Many worry that with entire mobile home parks leveled by fire, developers could move in and build upscale residences on that land. City officials in Talent are considering a new ordinance to ensure that high-priced housing does not replace the mobile home and trailer parks. Finding suitable land for affordable housing has its own challenges, however: new zoning and building codes restrict mobile home park density and newly designed floodplains rule out some land altogether. The cost of building materials is also up due to high demand from communities along the West Coast trying to rebuild after fires that stretched from Southern California to Washington state.
“A lot of things burned down,” Erica Alexia, the 28-year-old daughter of Mexican immigrants, told a New York Times reporter. “But who gets to recover and who doesn’t? That’s the question.”
What lies beneath
The coronavirus has stripped bare the racial divide in the health of our nation. People of color are dying at disproportionate and devastating rates due to underlying health conditions. Indeed, the lack of access extends far beyond health care — to employment, education, opportunities, justice.
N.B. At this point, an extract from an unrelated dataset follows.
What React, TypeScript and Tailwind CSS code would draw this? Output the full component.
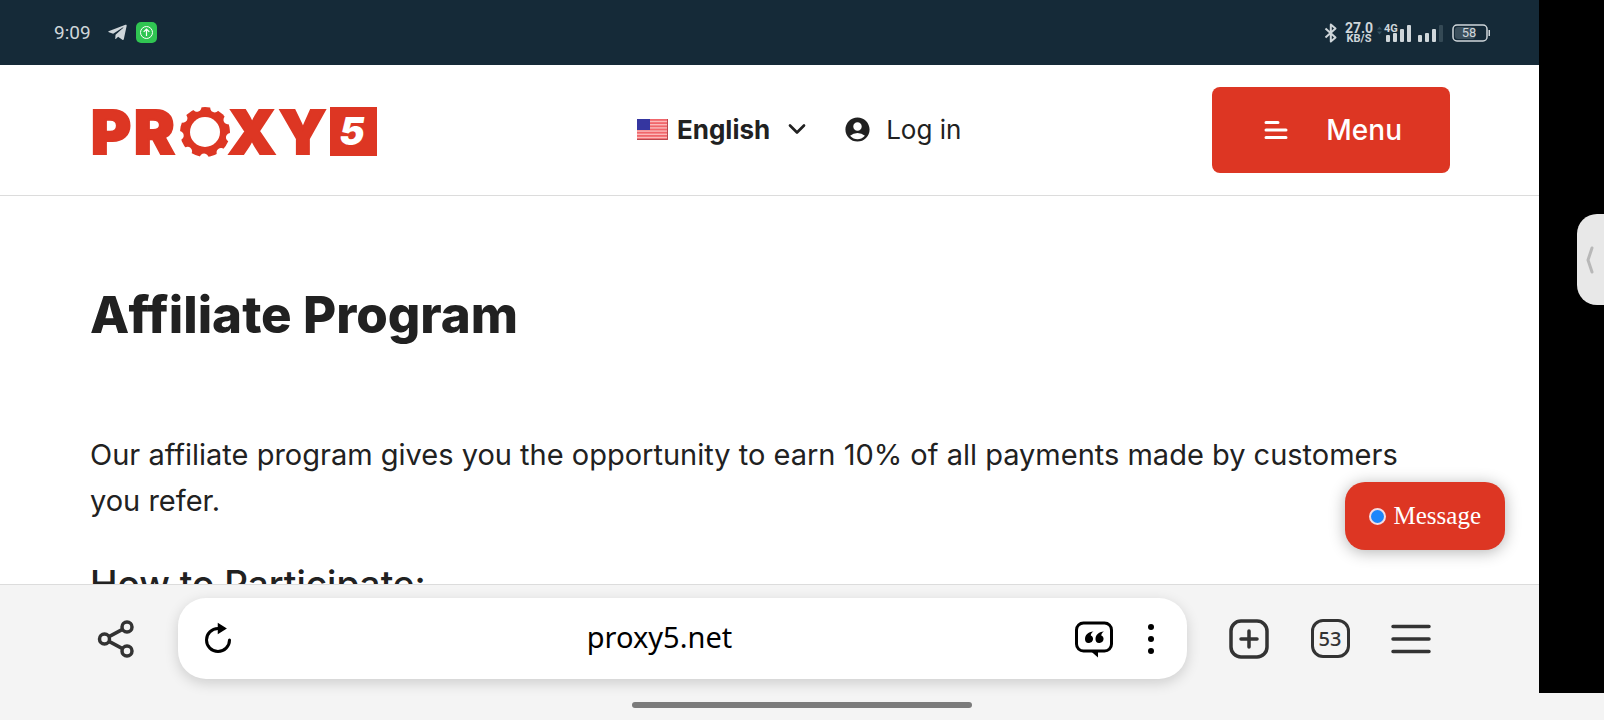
import type { ReactNode } from 'react'
import { ChevronDown } from 'lucide-react'
import { FaTelegramPlane } from 'react-icons/fa'
import { MdAccountCircle } from 'react-icons/md'

const NOTCHES = [0, 40, 80, 120, 160, 200, 240, 280, 320]
const STRIPES = [0, 1, 2, 3, 4, 5, 6]

function StatusBar() {
  return (
    <div className="flex h-[65px] shrink-0 items-center justify-between bg-[#152a38] pl-[54px] pr-12 text-[#cfd6da]">
      <div className="flex items-center">
        <time className="pt-0.5 font-[Roboto,sans-serif] text-[19px]">9:09</time>
        <FaTelegramPlane className="ml-4 size-[21px]" />
        <svg className="ml-2 size-[21px]" viewBox="0 0 21 21" fill="none" stroke="#fff">
          <rect width="21" height="21" rx="5" fill="#30c552" stroke="none" />
          <circle cx="10.5" cy="10.5" r="6" />
          <path d="M10.5 14V7.2M7.7 9.8l2.8-2.8 2.8 2.8" strokeWidth="1.2" />
        </svg>
      </div>

      <div className="flex items-center">
        <svg className="h-[20px] w-[14px]" viewBox="0 0 14 20" fill="none" stroke="currentColor" strokeWidth="2" strokeLinejoin="round">
          <path d="M1.5 5.5l10 9L6.8 18.5V1.5l4.700 4-10 9" />
        </svg>
        <div className="ml-[7px] flex w-[28px] flex-col items-center font-[Roboto,sans-serif] font-bold">
          <span className="text-[14px] leading-[12px]">27.0</span>
          <span className="text-[11px] leading-[10px]">KB/S</span>
        </div>
        <svg className="ml-1 h-[24px] w-[66px]" viewBox="0 -3 66 24" fill="currentColor">
          <path d="M0 5.500 2.500 2.500 5 5.500zM0 7.500h5L2.500 10.500z" fill="#33505f" />
          <text x="7" y="8" className="font-[Roboto,sans-serif] text-[11px] font-bold">4G</text>
          <rect x="9" y="11" width="4" height="7" rx="1" />
          <rect x="16" y="9" width="4" height="9" rx="1" />
          <rect x="23" y="5" width="4" height="13" rx="1" />
          <rect x="30" y="1" width="4" height="17" rx="1" />
          <rect x="41" y="11" width="4" height="7" rx="1" />
          <rect x="48" y="9" width="4" height="9" rx="1" />
          <rect x="55" y="5" width="4" height="13" rx="1" />
          <rect x="62" y="1" width="4" height="17" rx="1" fill="#344955" />
        </svg>
        <svg className="ml-[9px] h-[18px] w-[39px]" viewBox="0 0 39 18">
          <rect x="3" y="3" width="20" height="12" rx="3" fill="#3b4f5c" />
          <rect x="1" y="1" width="34" height="16" rx="4" fill="none" stroke="currentColor" strokeWidth="1.500" />
          <path d="M36.500 6h1.500v6h-1.500z" fill="currentColor" />
          <text x="17" y="13" textAnchor="middle" fill="currentColor" className="font-[Roboto,sans-serif] text-[13px]">58</text>
        </svg>
      </div>
    </div>
  )
}

function Logo() {
  return (
    <a href="#" aria-label="PROXY5">
      <svg className="h-[80px] w-[296px]" viewBox="0 -17 296 80" fill="#dd3623">
        <g className="font-[Inter,sans-serif] text-[61px] font-black" stroke="#dd3623" strokeWidth="2">
          <text x="1" y="47">P</text>
          <text x="44" y="47">R</text>
          <text x="138" y="47">X</text>
          <text x="189" y="47">Y</text>
        </g>
        <circle cx="115" cy="25" r="25" />
        {NOTCHES.map(a => (
          <circle key={a} cx="115" cy="-1" r="4.500" fill="#fff" transform={`rotate(${a + 22} 115 25)`} />
        ))}
        <circle cx="115" cy="25" r="15" fill="#fff" />
        <path d="M240 0h47v49h-47z" />
        <text x="262" y="38" textAnchor="middle" fill="#fff" className="font-[Inter,sans-serif] text-[38px] font-black italic">5</text>
      </svg>
    </a>
  )
}

function Flag() {
  return (
    <svg className="h-[21px] w-[31px]" viewBox="0 0 31 21">
      <path d="M0 0h31v21H0z" fill="#fbb9b9" />
      {STRIPES.map(i => (
        <rect key={i} y={i * 3.2} width="31" height="1.800" fill="#f0666b" />
      ))}
      <path d="M0 0h13v11H0z" fill="#3536a0" />
      <path d="M0 20.500h30.500V0" fill="none" stroke="#b9484e" />
    </svg>
  )
}

function Header() {
  return (
    <header className="flex h-[131px] shrink-0 items-center justify-between border-b border-[#dcdcdc] pl-[90px] pr-[89px]">
      <Logo />

      <div className="flex items-center pb-0.5">
        <button type="button" className="flex items-center text-[26px] font-bold">
          <Flag />
          <span className="ml-[9px]">English</span>
          <ChevronDown className="ml-[13px] size-7" strokeWidth={2.3} />
        </button>
        <a href="#" className="ml-8 flex items-center text-[26px]">
          <MdAccountCircle className="size-[29px]" />
          <span className="ml-[14px]">Log in</span>
        </a>
      </div>

      <button type="button" className="flex h-[86px] items-center rounded-lg bg-[#dd3623] pl-[52px] pr-12 text-[28px] font-medium text-white">
        <svg className="h-[20px] w-[24px]" viewBox="0 0 24 20" stroke="currentColor" strokeWidth="3" strokeLinecap="round">
          <path d="M2 2.500h12M2 10h20M2 17.500h20" />
        </svg>
        <span className="ml-[38px]">Menu</span>
      </button>
    </header>
  )
}

function ToolButton({ label, children }: { label: string; children: ReactNode }) {
  return (
    <button type="button" aria-label={label} className="flex size-10 shrink-0 items-center justify-center text-[#333]">
      {children}
    </button>
  )
}

function BrowserBar() {
  return (
    <nav className="flex h-[109px] shrink-0 items-center border-t border-[#dcdcdc] bg-[#f4f4f4] pb-px pl-24 pr-[108px]">
      <ToolButton label="Share">
        <svg className="size-10" viewBox="0 0 40 40" fill="none" stroke="currentColor" strokeWidth="3.500">
          <circle cx="8.500" cy="20" r="5" />
          <circle cx="31" cy="8" r="5" />
          <circle cx="31" cy="32" r="5" />
          <path d="M13 17.600l13.500-7.200M13 22.400l13.500 7.200" />
        </svg>
      </ToolButton>

      <div className="ml-[42px] flex h-[81px] flex-1 items-center rounded-[28px] bg-white pl-5 pr-4 text-black shadow-[0_4px_14px_rgba(0,0,0,0.16)]">
        <button type="button" aria-label="Reload" className="size-10">
          <svg className="size-10" viewBox="0 0 40 40" fill="none" stroke="currentColor" strokeWidth="3" strokeLinecap="round">
            <path d="M20 9.500A11.500 11.500 0 1 0 31.500 21" />
            <path d="M20.500 5v9l7-4.500z" fill="currentColor" strokeWidth="1.500" />
          </svg>
        </button>
        <input
          type="text"
          aria-label="Address"
          defaultValue="proxy5.net"
          className="min-w-0 flex-1 pb-1 pl-2 text-center font-['Noto_Sans',sans-serif] text-[29px] outline-none"
        />
        <button type="button" aria-label="Reader" className="size-10">
          <svg className="size-10" viewBox="0 0 40 40" fill="currentColor">
            <rect x="3.500" y="4" width="35" height="28" rx="7" fill="none" stroke="currentColor" strokeWidth="3" />
            <path d="M17 31.500h8v7z" />
            <path d="M20.500 12.500c-1.800 1-2.600 2.300-2.700 4a4 4 0 1 1-5.800 3.700c0-4 3-7.400 8.500-7.700zM31 12.500c-1.800 1-2.600 2.300-2.700 4a4 4 0 1 1-5.800 3.700c0-4 3-7.400 8.500-7.700z" />
          </svg>
        </button>
        <button type="button" aria-label="More" className="ml-[18px] flex size-10 items-center justify-center">
          <svg className="h-[32px] w-[8px]" viewBox="0 0 8 32" fill="currentColor">
            <circle cx="4" cy="4" r="3" />
            <circle cx="4" cy="16" r="3" />
            <circle cx="4" cy="28" r="3" />
          </svg>
        </button>
      </div>

      <div className="ml-[42px] flex gap-[41px]">
        <ToolButton label="New tab">
          <svg className="size-10" viewBox="0 0 40 40" fill="none" stroke="currentColor" strokeWidth="3.500" strokeLinecap="round">
            <rect x="2" y="2" width="36" height="36" rx="10" />
            <path d="M20 12v16M12 20h16" />
          </svg>
        </ToolButton>
        <ToolButton label="Tabs, 53 open">
          <span className="flex size-[39px] items-center justify-center rounded-xl border-3 border-current font-['Noto_Sans',sans-serif] text-[20px] font-medium">
            53
          </span>
        </ToolButton>
        <ToolButton label="Menu">
          <svg className="size-10" viewBox="0 0 40 40" stroke="currentColor" strokeWidth="3.500" strokeLinecap="round">
            <path d="M2 7.500h36M2 20h36M2 32.500h36" />
          </svg>
        </ToolButton>
      </div>
    </nav>
  )
}

export default function App() {
  return (
    <div className="flex h-screen flex-col bg-[#f4f4f4] font-[Inter,sans-serif] text-[#212121]">
      <div className="flex min-h-0 flex-1">
        <div className="flex min-w-0 flex-1 flex-col bg-white">
          <StatusBar />
          <Header />
          <div className="relative min-h-0 flex-1">
            <main className="h-full overflow-hidden px-[90px] pt-[87px]">
              <h1 className="text-[51px] leading-[64px] font-extrabold">Affiliate Program</h1>
              <p className="mt-[85px] text-[29px] leading-[46px]">
                Our affiliate program gives you the opportunity to earn 10% of all payments made by customers you refer.
              </p>
              <h2 className="mt-[38px] text-[37px] leading-[44px] font-medium">How to Participate:</h2>
            </main>
            <button
              type="button"
              className="absolute right-[34px] bottom-[34px] flex h-[68px] items-center gap-2 rounded-[20px] bg-[#dd3623] px-6 font-['Liberation_Serif',serif] text-[25px] text-white shadow-[0_2px_16px_rgba(0,0,0,0.3)]"
            >
              <span className="size-[17px] rounded-full border-2 border-[#f3dce4] bg-[#1d86fb]" />
              Message
            </button>
          </div>
          <BrowserBar />
        </div>

        <div className="flex w-[65px] flex-col items-end bg-black pt-[214px]">
          <button type="button" aria-label="Open side panel" className="flex h-[91px] w-[27px] items-center rounded-l-[20px] bg-[#e8e8e8] pl-2">
            <svg className="h-[28px] w-[10px]" viewBox="0 0 10 28" fill="none" stroke="#b8b8b8" strokeWidth="3" strokeLinecap="round" strokeLinejoin="round">
              <path d="M7 2 3 14l4 12" />
            </svg>
          </button>
        </div>
      </div>

      <div className="flex h-[27px] shrink-0 items-center justify-center pb-1">
        <div className="h-[6px] w-[340px] rounded-full bg-[#7b7b7b]" />
      </div>
    </div>
  )
}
On an arguably smaller but no less real scale, the firestorm that ravaged Southern Oregon last September revealed its own underground: a migrant Latino community sequestered in low wage jobs (whether blowing leaves, cleaning bathrooms, or picking fruit) and in crowded, marginal housing. Ironically, as the pandemic threatened food supply chains last spring, the government awarded “essential worker” status to those who labored in growing fields and food packing plants, including those ten miles from where I live. COVID soon began to seep through the local Latino community, data suggest. Since the Almeda Fire, the coronavirus rate has soared as fire refugees packed into old recreational vehicles, makeshift housing, and motel rooms.
When the flames stormed her mobile home park four months ago, Octavia Munoz quickly buried her plans for her upcoming Quinceanera (15th birthday celebration). When her abuela (grandmother) died alone from COVID last month, Octavia prayed from afar.
Coda
Ten days ago, the brilliant youth poet laureate, Amanda Gorman, electrified the same Capitol steps domestic terrorists had claimed two weeks earlier.
“We will rebuild, reconcile, recover,” the 22-year-old Gorman insisted, her jeweled, braided Afro standing tall as four U.S. Presidents looked on. “So, while once we asked, how could we possibly prevail over catastrophe, now we assert, how could catastrophe possibly prevail over us?”
A month earlier, I had watched a young Latina poet raise the same themes at a (virtual) local storytelling event, aimed at the close-at-hand Latino community felled by the Almeda Fire. Seventeen-year-old Estefania Ortiz-Madera talked about “the things that do not burn.” She recalled how her parents came to the U.S. 22 years ago with nothing and made a life for themselves. “If they did that then,” she said, “we can do that now.”
Rebuild, reconcile, recover, I remind myself. Dignity, opportunity, and justice for all, I preach. I struggle with how to match deeds to these words.